When you speak to people who grew up in what is known as the Sandfield Community 40, 50 years ago, the portrait they paint of the historic black community on the city's south side stands in stark contrast to what it has become in recent years. 

 

Today, it is largely neglected, a poor neighborhood with a largely transient population where many residents live in apartments and seem to have little or no connection to the neighborhood's past. 

 

Given that, those who are not familiar with Sandfield's historic roots - it was the largest black neighborhood in the city during the days of segregation - are surprised to hear those who grew up in the neighborhood years ago speak of the community with pride and affection. 

 

In its hey-day, Sandfield was a proud rebuke of a segregated city. Black families lived in homes they bought, shopped at businesses they owned and operated and developed a sense of community that has declined over the years. 

 

Last week, a group of 24 dilapidated row houses that served as a painful reminder of Sandfield's decline, were burned, which in itself may be rich in symbolism. 

 

The burning of the houses on the south side of College Street across from Sandfield Cemetery is the first step in what developer Jabari Edwards hopes will be a new start for the neighborhood he grew up in. Like a phoenix rising from the ashes of those old row houses, Edwards plans to build single-family homes on the site as the first step in a Sandfield renaissance. 

 

Much along the lines of what Lincoln called "the mystic chords of memory," Edwards envisions a community as it was in his childhood, a place were families can thrive.

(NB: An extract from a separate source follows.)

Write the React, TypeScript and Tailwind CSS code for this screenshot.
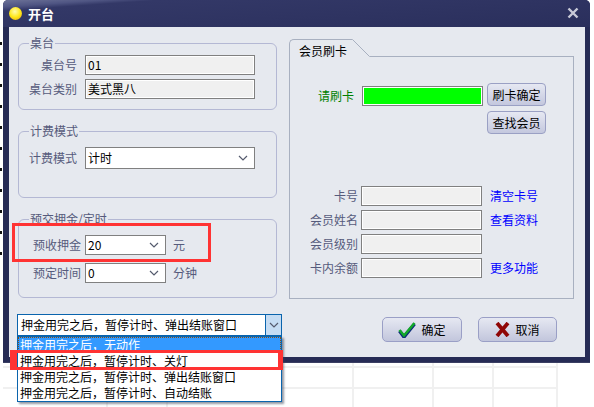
const FONT = "font-['Noto_Sans_CJK_SC','Liberation_Sans',sans-serif]";

function Chevron({ className = "" }: { className?: string }) {
  return (
    <svg width="10" height="6" viewBox="0 0 10 6" className={className}>
      <path d="M1 1 L5 5 L9 1" fill="none" stroke="#555b6e" strokeWidth="1.2" />
    </svg>
  );
}

function Field({ label, value = "", w = "w-[170px]" }: { label: string; value?: string; w?: string }) {
  return (
    <div className="flex items-center">
      <span className="w-[66px] pr-[8px] text-right text-[#565b7c] whitespace-nowrap">{label}</span>
      <div className={`${w} h-[20px] border border-[#808080] bg-[#f0f0f0] shadow-[inset_0_0_0_1px_#ffffff] pl-[2px] leading-[17px] text-black`}>
        {value}
      </div>
    </div>
  );
}

function Combo({ label, value, unit, w, labelClass, h = "h-[20px]" }: { label: string; value: string; unit?: string; w: string; labelClass: string; h?: string }) {
  return (
    <div className="flex items-center">
      <span className={`${labelClass} text-right text-[#565b7c] whitespace-nowrap`}>{label}</span>
      <div className={`${w} ${h} border border-[#808080] bg-white flex items-center justify-between pl-[2px] pr-[6px] text-black`}>
        <span>{value}</span>
        <Chevron />
      </div>
      {unit && <span className="ml-[7px] text-[#565b7c]">{unit}</span>}
    </div>
  );
}

function SmallButton({ children }: { children: string }) {
  return (
    <div className="w-[59px] h-[23px] rounded-[4px] border border-[#9aa0c4] bg-gradient-to-b from-[#e6e8f2] to-[#c4c8de] flex items-center justify-center text-black">
      {children}
    </div>
  );
}

function CardRow({ label, link }: { label: string; link?: string }) {
  return (
    <div className="flex items-center h-[20px]">
      <span className="w-[71px] pr-[3px] text-right text-[#565b7c] whitespace-nowrap">{label}</span>
      <div className="w-[121px] h-[20px] border border-[#808080] bg-[#f0f0f0] shadow-[inset_0_0_0_1px_#ffffff]" />
      {link && <span className="ml-[8px] text-[#0000ff]">{link}</span>}
    </div>
  );
}

function ActionButton({ icon, label, w }: { icon: React.ReactNode; label: string; w: string }) {
  return (
    <div className={`${w} h-[25px] rounded-[5px] border border-[#9a9fc6] bg-gradient-to-b from-[#e6e8f2] to-[#c2c6dc] flex items-center justify-center gap-[5px] text-black`}>
      {icon}
      <span>{label}</span>
    </div>
  );
}

export default function App() {
  return (
    <div className={`${FONT} relative w-[594px] h-[407px] overflow-hidden bg-white text-[12px] leading-[16px]`}>
      <div className="flex h-[363px]">
        <div className="w-[3px] h-full pt-[42px]">
          <div className="w-[2px] h-[214px] bg-[repeating-linear-gradient(to_bottom,#111111_0px,#111111_3px,#ffffff_3px,#ffffff_21px)]" />
        </div>
        <div className="w-[587px] h-full flex flex-col rounded-t-[5px] bg-[#262b55] border-b border-[#3b3f63]">
          <div className="relative h-[27px] shrink-0 flex items-center rounded-t-[5px] bg-[linear-gradient(176deg,#6d7398_0px,#4f5583_7px,#333867_11px,#2a2f5c_100%)] pl-[6px]">
            <div className="w-[13px] h-[13px] rounded-full bg-[radial-gradient(circle_at_45%_35%,#fffbb0_0%,#ffe81a_50%,#e0a010_100%)]" />
            <span className="ml-[6px] text-white font-bold text-[13px]">开台</span>
            <svg width="12" height="12" viewBox="0 0 12 12" className="absolute right-[11px] top-[7px]">
              <path d="M1.5 1.5 L10.5 10.5 M10.5 1.5 L1.5 10.5" stroke="#c8cad8" strokeWidth="2.4" />
            </svg>
          </div>
          <div className="ml-[6px] mr-[5px] h-[330px] bg-[#e6e9ef] flex flex-col">
            <div className="flex pl-[9px] pt-[8px] gap-[12px]">
              <div className="w-[259px] flex flex-col gap-[13px]">
                <fieldset className="h-[75px] border border-[#b4b8d4] rounded-[6px] px-0">
                  <legend className="ml-[10px] px-[1px] text-[#565b7c]">桌台</legend>
                  <div className="pt-[4px] flex flex-col gap-[4px]">
                    <Field label="桌台号" value="01" />
                    <Field label="桌台类别" value="美式黑八" />
                  </div>
                </fieldset>
                <fieldset className="h-[75px] border border-[#b4b8d4] rounded-[6px]">
                  <legend className="ml-[10px] px-[1px] text-[#565b7c]">计费模式</legend>
                  <div className="pt-[8px]">
                    <Combo label="计费模式" value="计时" w="w-[170px]" labelClass="w-[66px] pr-[8px]" h="h-[22px]" />
                  </div>
                </fieldset>
                <fieldset className="h-[87px] border border-[#b4b8d4] rounded-[6px]">
                  <legend className="ml-[10px] px-[1px] text-[#565b7c]">预交押金/定时</legend>
                  <div className="pt-[8px] flex flex-col gap-[8px]">
                    <Combo label="预收押金" value="20" unit="元" w="w-[81px]" labelClass="w-[66px] pr-[4px]" />
                    <Combo label="预定时间" value="0" unit="分钟" w="w-[81px]" labelClass="w-[66px] pr-[4px]" />
                  </div>
                </fieldset>
              </div>
              <div className="w-[285px] h-[264px] pt-[4px] flex flex-col">
                <div className="flex h-[18px] shrink-0">
                  <div className="w-[63px] border-t border-l border-[#a8b0c0] rounded-tl-[5px] pl-[9px] pt-[3px] text-black whitespace-nowrap">会员刷卡</div>
                  <svg width="18" height="18" viewBox="0 0 18 18" className="shrink-0">
                    <path d="M0 .5 H.5 L17.5 17.5 H18" fill="none" stroke="#a8b0c0" />
                  </svg>
                  <div className="flex-1 border-b border-[#a8b0c0]" />
                </div>
                <div className="flex-1 border-l border-r border-b border-[#a8b0c0] pt-[26px] flex flex-col">
                  <div className="flex">
                    <span className="w-[72px] pt-[5px] text-right pr-[8px] text-[#008000] whitespace-nowrap">请刷卡</span>
                    <div className="mt-[3px] w-[121px] h-[20px] border border-[#808080] bg-[#00ff00] shadow-[inset_0_0_0_1px_#ffffff]" />
                    <div className="ml-[4px] flex flex-col gap-[5px]">
                      <SmallButton>刷卡确定</SmallButton>
                      <SmallButton>查找会员</SmallButton>
                    </div>
                  </div>
                  <div className="mt-[52px] flex flex-col gap-[4px]">
                    <CardRow label="卡号" link="清空卡号" />
                    <CardRow label="会员姓名" link="查看资料" />
                    <CardRow label="会员级别" />
                    <CardRow label="卡内余额" link="更多功能" />
                  </div>
                </div>
              </div>
            </div>
            <div className="flex justify-between pl-[8px] pr-[28px] pt-[15px]">
              <div className="relative w-[265px] h-[22px] border border-[#0a64ad] bg-white flex items-center pl-[3px] text-black">
                <span className="flex-1 whitespace-nowrap">押金用完之后，暂停计时、弹出结账窗口</span>
                <div className="w-[16px] h-full border-l border-[#0a64ad] bg-[#c5dcf3] flex items-center justify-center">
                  <Chevron />
                </div>
                <div className="absolute left-[-1px] top-[21px] w-[265px] h-[66px] z-10 border border-[#0a64ad] bg-white text-black shadow-[2px_2px_2px_rgba(60,70,90,0.55)]">
                  <div className="h-[16px] bg-[#3399ff] text-white border border-dotted border-[#8a5010] leading-[13px] pl-[1px] whitespace-nowrap">押金用完之后，无动作</div>
                  <div className="h-[16px] pl-[2px] whitespace-nowrap">押金用完之后，暂停计时、关灯</div>
                  <div className="h-[16px] pl-[2px] whitespace-nowrap">押金用完之后，暂停计时、弹出结账窗口</div>
                  <div className="h-[16px] pl-[2px] whitespace-nowrap">押金用完之后，暂停计时、自动结账</div>
                </div>
              </div>
              <div className="flex gap-[16px] pt-[3px]">
                <ActionButton
                  w="w-[80px]"
                  label="确定"
                  icon={
                    <svg width="18" height="16" viewBox="0 0 18 16">
                      <path d="M1.5 9 L6 15 L16.5 2" fill="none" stroke="#0b2a7a" strokeWidth="3.4" />
                      <path d="M1.5 8 L6 13.5 L16.5 1" fill="none" stroke="#12a82a" strokeWidth="2.6" />
                    </svg>
                  }
                />
                <ActionButton
                  w="w-[79px]"
                  label="取消"
                  icon={
                    <svg width="15" height="15" viewBox="0 0 15 15">
                      <path d="M2 1 L13 14 M13 1 L2 14" stroke="#8f0606" strokeWidth="3.8" />
                    </svg>
                  }
                />
              </div>
            </div>
          </div>
        </div>
      </div>
      <div className="flex h-[44px] ml-[3px]">
        {["w-[105px]", "w-[60px]", "w-[186px]", "w-[80px]", "w-[60px]", "w-[64px]"].map((w, i) => (
          <div key={i} className={`${w} border-r-2 border-[#f0f0f0] flex flex-col`}>
            <div className="h-[5px] border-b-2 border-[#f0f0f0]" />
            <div className="h-[21px] border-b-2 border-[#f0f0f0]" />
          </div>
        ))}
      </div>
      <div className="absolute left-[12px] top-[223px] w-[199px] h-[39px] border-[3px] border-[#ff3333] z-20" />
      <div className="absolute left-[10px] top-[350px] w-[273px] h-[20px] border-y-[3px] border-l-[7px] border-r-[5px] border-[#ff3333] z-20" />
    </div>
  );
}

The homes are the first step in what figures to be a long journey. 

 

In his vision, Edwards sees a community of home-owners whose presence will encourage shops and restaurants, parks and businesses to again locate in Sandfield. 

 

It is often said that the best communities, the safest and happiest communities, have a sense of shared identity, which creates a dynamic where poverty, crime and hopelessness find no safe space. 

 

As it is with many great ideas, the success of the venture lies in the execution. 

 

We are hopeful that Edwards' vision is embraced by others and that it will be a shared community effort, as it almost certainly will have to be. 

 

The task ahead is daunting and there are no assurances. 

 

But for the first time in a long time, the once-proud Sandfield community has something it hasn't seen in quite some time: Hope.